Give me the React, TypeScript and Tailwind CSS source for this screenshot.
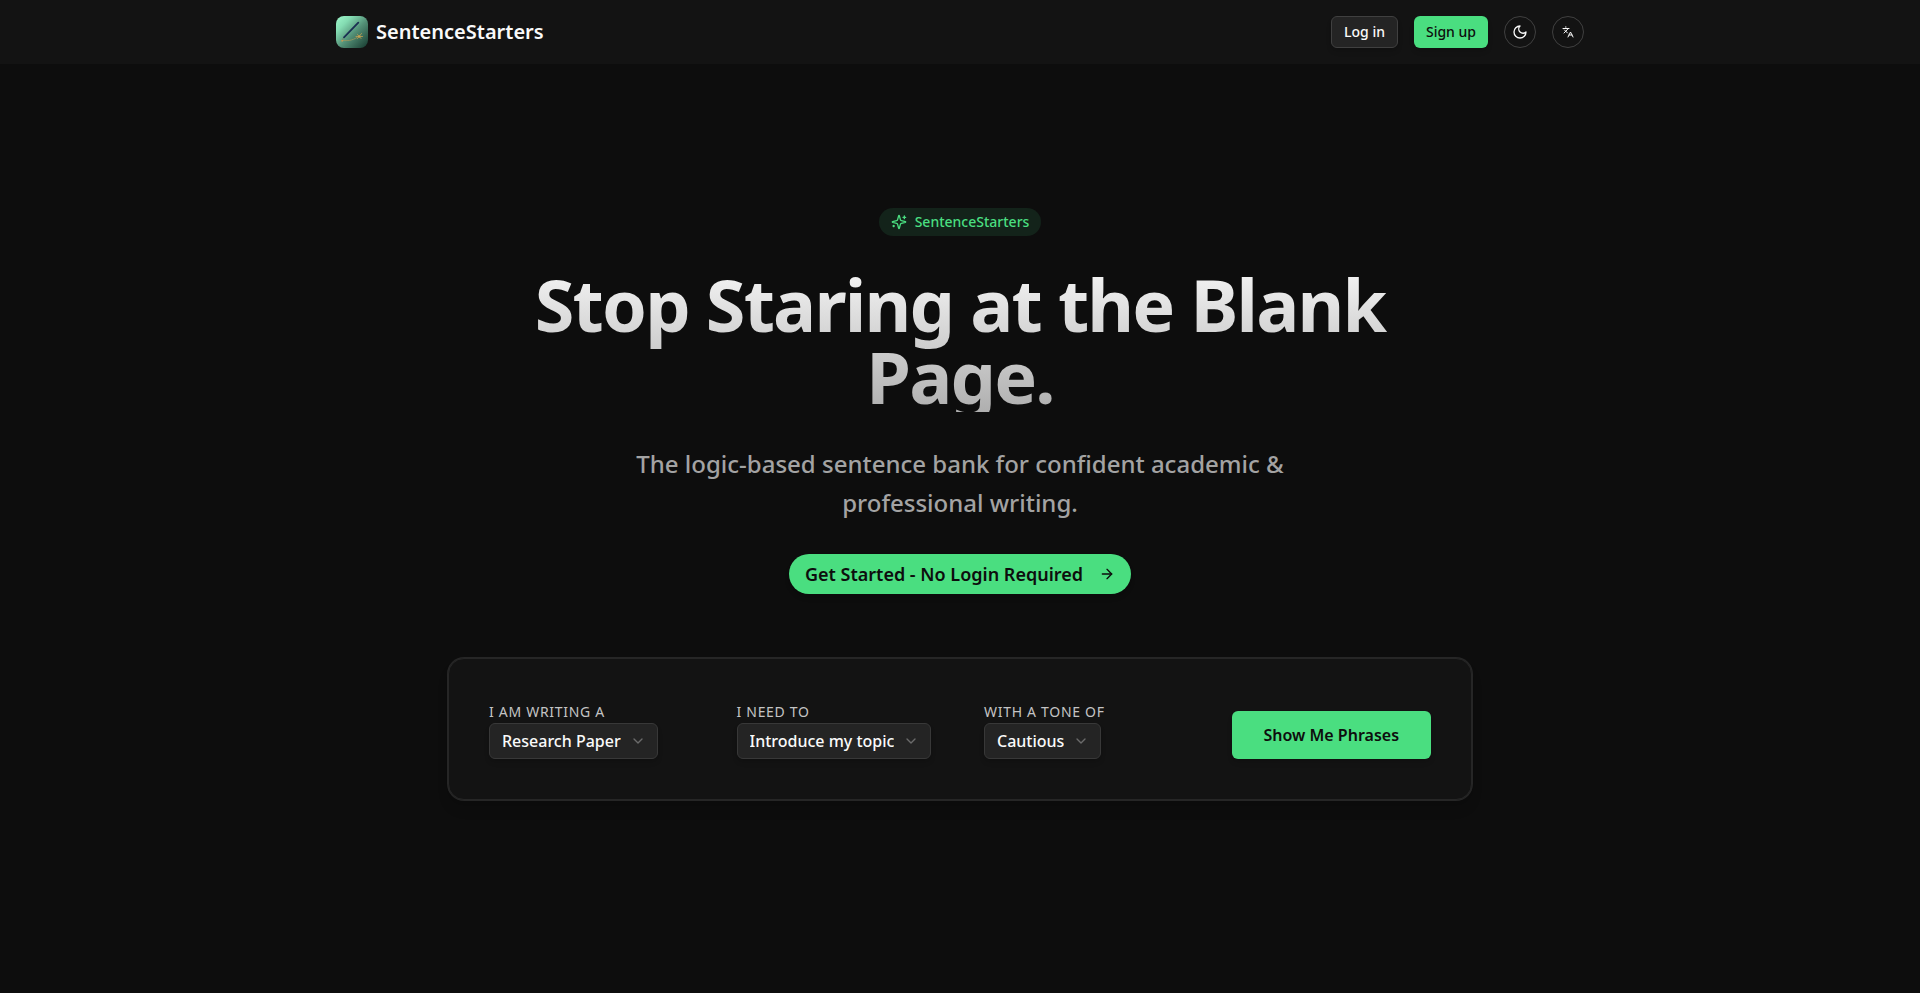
import { ArrowRight, ChevronDown, Languages } from "lucide-react";

interface ISelectField {
  id: string;
  label: string;
  options: string[];
}

const FIELDS: ISelectField[] = [
  {
    id: "document",
    label: "I am writing a",
    options: ["Research Paper"],
  },
  {
    id: "purpose",
    label: "I need to",
    options: ["Introduce my topic"],
  },
  {
    id: "tone",
    label: "With a tone of",
    options: ["Cautious"],
  },
];

const Logo = () => (
  <svg viewBox="0 0 32 32" className="size-8 rounded-lg" aria-hidden="true">
    <defs>
      <linearGradient id="logo-bg" x1="0" y1="0" x2="1" y2="1">
        <stop offset="0" stopColor="#a0f8cc" />
        <stop offset="0.25" stopColor="#84dcb2" />
        <stop offset="0.55" stopColor="#538f76" />
        <stop offset="1" stopColor="#15382e" />
      </linearGradient>
    </defs>
    <rect width="32" height="32" fill="url(#logo-bg)" />
    <path
      d="M6.300 24.300c5 .8 10 .2 15-3"
      fill="none"
      stroke="#a89a5c"
      strokeWidth="0.7"
    />
    <path
      d="M22.300 6.700 8 21.300"
      stroke="#1b2f52"
      strokeWidth="1.800"
      strokeLinecap="round"
    />
    <path d="M7.500 22 6 24.500" stroke="#6f8068" strokeWidth="0.8" />
    <circle cx="6.200" cy="24.700" r="1" fill="#c09a55" />
    <path
      d="M20 20.500h6.500M21.500 18.500l3.500 4M25.500 17.500l-4 5"
      stroke="#c5a052"
      strokeWidth="0.8"
      strokeLinecap="round"
    />
    <circle cx="23.200" cy="20.500" r="1.200" fill="#c5a052" />
  </svg>
);

const Sparkles = () => (
  <svg
    viewBox="0 0 24 24"
    className="size-4"
    fill="none"
    stroke="currentColor"
    strokeWidth="2"
    strokeLinecap="round"
    strokeLinejoin="round"
    aria-hidden="true"
  >
    <path d="M9.937 15.5A2 2 0 0 0 8.5 14.063l-6.135-1.582a.5.5 0 0 1 0-.962L8.5 9.936A2 2 0 0 0 9.937 8.5l1.582-6.135a.5.5 0 0 1 .963 0L14.063 8.5A2 2 0 0 0 15.5 9.937l6.135 1.581a.5.5 0 0 1 0 .964L15.5 14.063a2 2 0 0 0-1.437 1.437l-1.582 6.135a.5.5 0 0 1-.963 0z" />
    <path d="M20 3v4M22 5h-4M4 17v2M5 18H3" />
  </svg>
);

const Moon = () => (
  <svg
    viewBox="0 0 24 24"
    className="size-4"
    fill="none"
    stroke="currentColor"
    strokeWidth="2"
    strokeLinecap="round"
    strokeLinejoin="round"
    aria-hidden="true"
  >
    <path d="M12 3a6 6 0 0 0 9 9 9 9 0 1 1-9-9Z" />
  </svg>
);

const Header = () => (
  <header className="bg-[#131313]">
    <div className="mx-auto flex h-16 max-w-7xl items-center justify-between px-4">
      <a href="#" className="flex items-center gap-2">
        <Logo />
        <span className="text-xl font-semibold">SentenceStarters</span>
      </a>

      <div className="flex items-center gap-4 text-sm font-medium">
        <button
          type="button"
          className="h-8 rounded-md border border-[#404040] bg-[#242424] px-3 shadow-md"
        >
          Log in
        </button>
        <button
          type="button"
          className="h-8 rounded-md bg-[#4ade80] px-3 text-[#0d0d0d] shadow-md"
        >
          Sign up
        </button>
        <button
          type="button"
          aria-label="Toggle theme"
          className="flex size-8 items-center justify-center rounded-full border border-[#404040]"
        >
          <Moon />
        </button>
        <button
          type="button"
          aria-label="Change language"
          className="flex size-8 items-center justify-center rounded-full border border-[#404040]"
        >
          <Languages className="size-3" />
        </button>
      </div>
    </div>
  </header>
);

const SelectField = ({ id, label, options }: ISelectField) => (
  <div>
    <label htmlFor={id} className="text-sm tracking-wider uppercase text-[#c4c4c4]">
      {label}
    </label>
    <div className="relative w-fit">
      <select
        id={id}
        className="block h-9 appearance-none rounded-md border border-[#383838] bg-[#242424] pr-9 pl-3 font-medium shadow-md [field-sizing:content]"
      >
        {options.map((option) => (
          <option key={option}>{option}</option>
        ))}
      </select>
      <ChevronDown className="pointer-events-none absolute top-1/2 right-3 size-4 -translate-y-1/2 text-[#6b6b6b]" />
    </div>
  </div>
);

const Hero = () => (
  <section className="flex flex-col items-center px-4 py-36 text-center">
    <div className="flex h-7 items-center gap-2 rounded-full bg-[#13231a] px-3 text-sm font-medium text-[#4ade80]">
      <Sparkles />
      SentenceStarters
    </div>

    <h1 className="mt-8 max-w-4xl bg-linear-to-b from-[#f5f5f5] to-[#afafaf] bg-clip-text text-7xl leading-none font-bold tracking-tight text-transparent">
      Stop Staring at the Blank Page.
    </h1>

    <p className="mt-8 max-w-2xl text-2xl leading-relaxed font-medium text-[#a3a3a3]">
      The logic-based sentence bank for confident academic &amp; professional
      writing.
    </p>

    <a
      href="#phrases"
      className="mt-8 flex h-10 items-center gap-4 rounded-full bg-[#4ade80] px-4 text-lg font-semibold text-[#0d0d0d] shadow-md"
    >
      Get Started - No Login Required
      <ArrowRight className="size-4" />
    </a>

    <form
      id="phrases"
      className="mt-16 grid w-full max-w-5xl grid-cols-1 items-end gap-12 rounded-2xl border border-[#262626] bg-[#131313] p-10 text-left shadow-lg ring-1 ring-[#262626] md:grid-cols-4"
    >
      {FIELDS.map((field) => (
        <SelectField key={field.id} {...field} />
      ))}
      <button
        type="button"
        className="h-12 rounded-md bg-[#4ade80] font-semibold text-[#0d0d0d] shadow-md"
      >
        Show Me Phrases
      </button>
    </form>
  </section>
);

const App = () => {
  return (
    <div className="min-h-screen bg-[#0d0d0d] font-['Noto_Sans',sans-serif] text-[#fafafa]">
      <Header />
      <main>
        <Hero />
      </main>
    </div>
  );
};

export default App;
───
■ Written request
Reproduce every line above as written, skipping pictures.

■ Correct response
Give me the React, TypeScript and Tailwind CSS source for this screenshot.
import { ArrowRight, ChevronDown, Languages } from "lucide-react";

interface ISelectField {
  id: string;
  label: string;
  options: string[];
}

const FIELDS: ISelectField[] = [
  {
    id: "document",
    label: "I am writing a",
    options: ["Research Paper"],
  },
  {
    id: "purpose",
    label: "I need to",
    options: ["Introduce my topic"],
  },
  {
    id: "tone",
    label: "With a tone of",
    options: ["Cautious"],
  },
];

const Logo = () => (
  <svg viewBox="0 0 32 32" className="size-8 rounded-lg" aria-hidden="true">
    <defs>
      <linearGradient id="logo-bg" x1="0" y1="0" x2="1" y2="1">
        <stop offset="0" stopColor="#a0f8cc" />
        <stop offset="0.25" stopColor="#84dcb2" />
        <stop offset="0.55" stopColor="#538f76" />
        <stop offset="1" stopColor="#15382e" />
      </linearGradient>
    </defs>
    <rect width="32" height="32" fill="url(#logo-bg)" />
    <path
      d="M6.300 24.300c5 .8 10 .2 15-3"
      fill="none"
      stroke="#a89a5c"
      strokeWidth="0.7"
    />
    <path
      d="M22.300 6.700 8 21.300"
      stroke="#1b2f52"
      strokeWidth="1.800"
      strokeLinecap="round"
    />
    <path d="M7.500 22 6 24.500" stroke="#6f8068" strokeWidth="0.8" />
    <circle cx="6.200" cy="24.700" r="1" fill="#c09a55" />
    <path
      d="M20 20.500h6.500M21.500 18.500l3.500 4M25.500 17.500l-4 5"
      stroke="#c5a052"
      strokeWidth="0.8"
      strokeLinecap="round"
    />
    <circle cx="23.200" cy="20.500" r="1.200" fill="#c5a052" />
  </svg>
);

const Sparkles = () => (
  <svg
    viewBox="0 0 24 24"
    className="size-4"
    fill="none"
    stroke="currentColor"
    strokeWidth="2"
    strokeLinecap="round"
    strokeLinejoin="round"
    aria-hidden="true"
  >
    <path d="M9.937 15.5A2 2 0 0 0 8.5 14.063l-6.135-1.582a.5.5 0 0 1 0-.962L8.5 9.936A2 2 0 0 0 9.937 8.5l1.582-6.135a.5.5 0 0 1 .963 0L14.063 8.5A2 2 0 0 0 15.5 9.937l6.135 1.581a.5.5 0 0 1 0 .964L15.5 14.063a2 2 0 0 0-1.437 1.437l-1.582 6.135a.5.5 0 0 1-.963 0z" />
    <path d="M20 3v4M22 5h-4M4 17v2M5 18H3" />
  </svg>
);

const Moon = () => (
  <svg
    viewBox="0 0 24 24"
    className="size-4"
    fill="none"
    stroke="currentColor"
    strokeWidth="2"
    strokeLinecap="round"
    strokeLinejoin="round"
    aria-hidden="true"
  >
    <path d="M12 3a6 6 0 0 0 9 9 9 9 0 1 1-9-9Z" />
  </svg>
);

const Header = () => (
  <header className="bg-[#131313]">
    <div className="mx-auto flex h-16 max-w-7xl items-center justify-between px-4">
      <a href="#" className="flex items-center gap-2">
        <Logo />
        <span className="text-xl font-semibold">SentenceStarters</span>
      </a>

      <div className="flex items-center gap-4 text-sm font-medium">
        <button
          type="button"
          className="h-8 rounded-md border border-[#404040] bg-[#242424] px-3 shadow-md"
        >
          Log in
        </button>
        <button
          type="button"
          className="h-8 rounded-md bg-[#4ade80] px-3 text-[#0d0d0d] shadow-md"
        >
          Sign up
        </button>
        <button
          type="button"
          aria-label="Toggle theme"
          className="flex size-8 items-center justify-center rounded-full border border-[#404040]"
        >
          <Moon />
        </button>
        <button
          type="button"
          aria-label="Change language"
          className="flex size-8 items-center justify-center rounded-full border border-[#404040]"
        >
          <Languages className="size-3" />
        </button>
      </div>
    </div>
  </header>
);

const SelectField = ({ id, label, options }: ISelectField) => (
  <div>
    <label htmlFor={id} className="text-sm tracking-wider uppercase text-[#c4c4c4]">
      {label}
    </label>
    <div className="relative w-fit">
      <select
        id={id}
        className="block h-9 appearance-none rounded-md border border-[#383838] bg-[#242424] pr-9 pl-3 font-medium shadow-md [field-sizing:content]"
      >
        {options.map((option) => (
          <option key={option}>{option}</option>
        ))}
      </select>
      <ChevronDown className="pointer-events-none absolute top-1/2 right-3 size-4 -translate-y-1/2 text-[#6b6b6b]" />
    </div>
  </div>
);

const Hero = () => (
  <section className="flex flex-col items-center px-4 py-36 text-center">
    <div className="flex h-7 items-center gap-2 rounded-full bg-[#13231a] px-3 text-sm font-medium text-[#4ade80]">
      <Sparkles />
      SentenceStarters
    </div>

    <h1 className="mt-8 max-w-4xl bg-linear-to-b from-[#f5f5f5] to-[#afafaf] bg-clip-text text-7xl leading-none font-bold tracking-tight text-transparent">
      Stop Staring at the Blank Page.
    </h1>

    <p className="mt-8 max-w-2xl text-2xl leading-relaxed font-medium text-[#a3a3a3]">
      The logic-based sentence bank for confident academic &amp; professional
      writing.
    </p>

    <a
      href="#phrases"
      className="mt-8 flex h-10 items-center gap-4 rounded-full bg-[#4ade80] px-4 text-lg font-semibold text-[#0d0d0d] shadow-md"
    >
      Get Started - No Login Required
      <ArrowRight className="size-4" />
    </a>

    <form
      id="phrases"
      className="mt-16 grid w-full max-w-5xl grid-cols-1 items-end gap-12 rounded-2xl border border-[#262626] bg-[#131313] p-10 text-left shadow-lg ring-1 ring-[#262626] md:grid-cols-4"
    >
      {FIELDS.map((field) => (
        <SelectField key={field.id} {...field} />
      ))}
      <button
        type="button"
        className="h-12 rounded-md bg-[#4ade80] font-semibold text-[#0d0d0d] shadow-md"
      >
        Show Me Phrases
      </button>
    </form>
  </section>
);

const App = () => {
  return (
    <div className="min-h-screen bg-[#0d0d0d] font-['Noto_Sans',sans-serif] text-[#fafafa]">
      <Header />
      <main>
        <Hero />
      </main>
    </div>
  );
};

export default App;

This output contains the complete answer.